Ahhhhh Gainesville. So many memories, so many stories. It's hard to believe that it's been a decade since I lived in this small, yet big, college town surrounded by what I like to call "real Florida," or otherwise known as the north central part of the state that tends to be more "southern" than the Hispanic dominated south Florida or the Yankee dominated coastlines. It's amazing that my college memories during my years at the University of Florida seem to be primarily limited to parties, football games, friends and a few bars, some of which no longer exists, but the parks, natural environment, recreation areas and outdoor activities are nothing but a void. I guess I had a few too many beers back in the day.
Nevertheless, I'm happy to say that last week I got to experience a small slice of this town that I'm actually a little ashamed of never taking advantage of while I was a resident party animal. The San Felasco Hammock Preserve State Park, located just north of Gainesville off C.R. 232, is absolutely beautiful. It's about 6,900 acres of trails accommodating hikers, bicyclist and equestrians. The Dietitian and I planned out a 4.5 mile run, turned 5-miler (we got temporarily confused), along the Cellon Creek Loop, which is described as "traversing both sides of Cellon Creek as it winds through rolling terrain and across small jog jumps. This is a 4-mile intermediate level trail."

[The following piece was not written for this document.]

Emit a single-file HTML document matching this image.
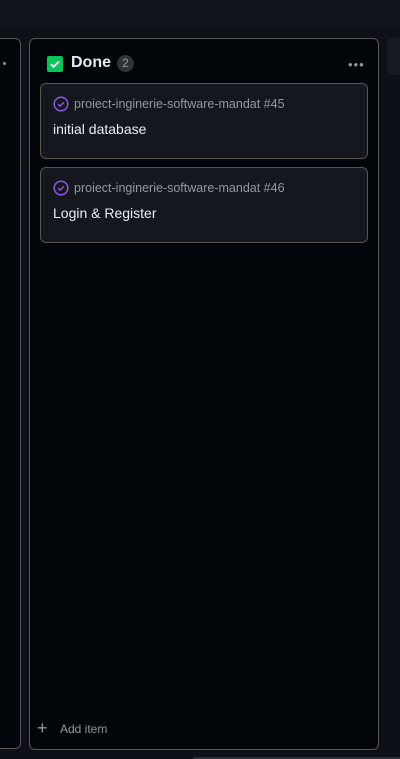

It was a crisp morning as the air temperature was in the upper 40s. This would be my first trail run since before injuring my Achilles tendon in September. Not really knowing how to dress for running in cold weather (we're used to running in 90+ degrees down here in Florida) I opted for a long sleeve Under Armor Heat Gear top, running shorts and some wool snowboarding socks. The dietitian wore a long sleeve tech shirt, long running pants and gloves.
The trail was super fun right away. Unlike some of the trails I run around New Smyrna Beach, this area of Florida has very little palmetto plants and palm trees. There's less under growth in the hammock making for better visibility. Less palm trees mean more oak and pine trees and other hardwoods. The trail was heavy with gnarly roots protruding chaotically here and there on the trail requiring constant attention to every step. This dodging of the roots works the core muscles so much more than a regular run on pavement. I love it! The ground is laden with leaves. So much so that extra care must be taken not to slip. The leaves also have the tendency to cover up and hide one of the gnarly roots just waiting to twist an ankle, but this is what I define as trail running!
About halfway through the trail we realize that we're not on the trail. We've been chatting up a storm and totally not paying attention. It's a good thing the Dietitian knows the area because I'm completely lost and would otherwise have to pull out some Bear Grylls knowledge to get us back on track. We double back and find our way back on the trail. About a mile later we're chatting away again making a bunch of noise while I hear a loud shuffle ahead. At first I think some mountain bikers are headed our way and then appearing out of nowhere two deer jump right in front of us not but 20 feet away! They're both doe. Figures that the one time I leave the camera in the truck, this happens! They stop and watch us run by and I sense little fear from them, unlike the deer found in the woods around my home that are more accustomed to hunters shooting at them. Awesome.
Right around the 4-mile mark we emerge into a huge grassy field rolling with small Florida "hills" that reminds me somewhat to other areas of the south like Alabama. The last mile skirts the tree line just within the woods but keeping visibility of the field before we arrive back at the parking area. The run was great. My company was even better. My Achilles tendon spoke to me a little, but did not complain in the hours and days after the run so I'm giving myself a big SUCCESS on this trail run and look forward to visiting the preserve again on future trips to good old Gainesville!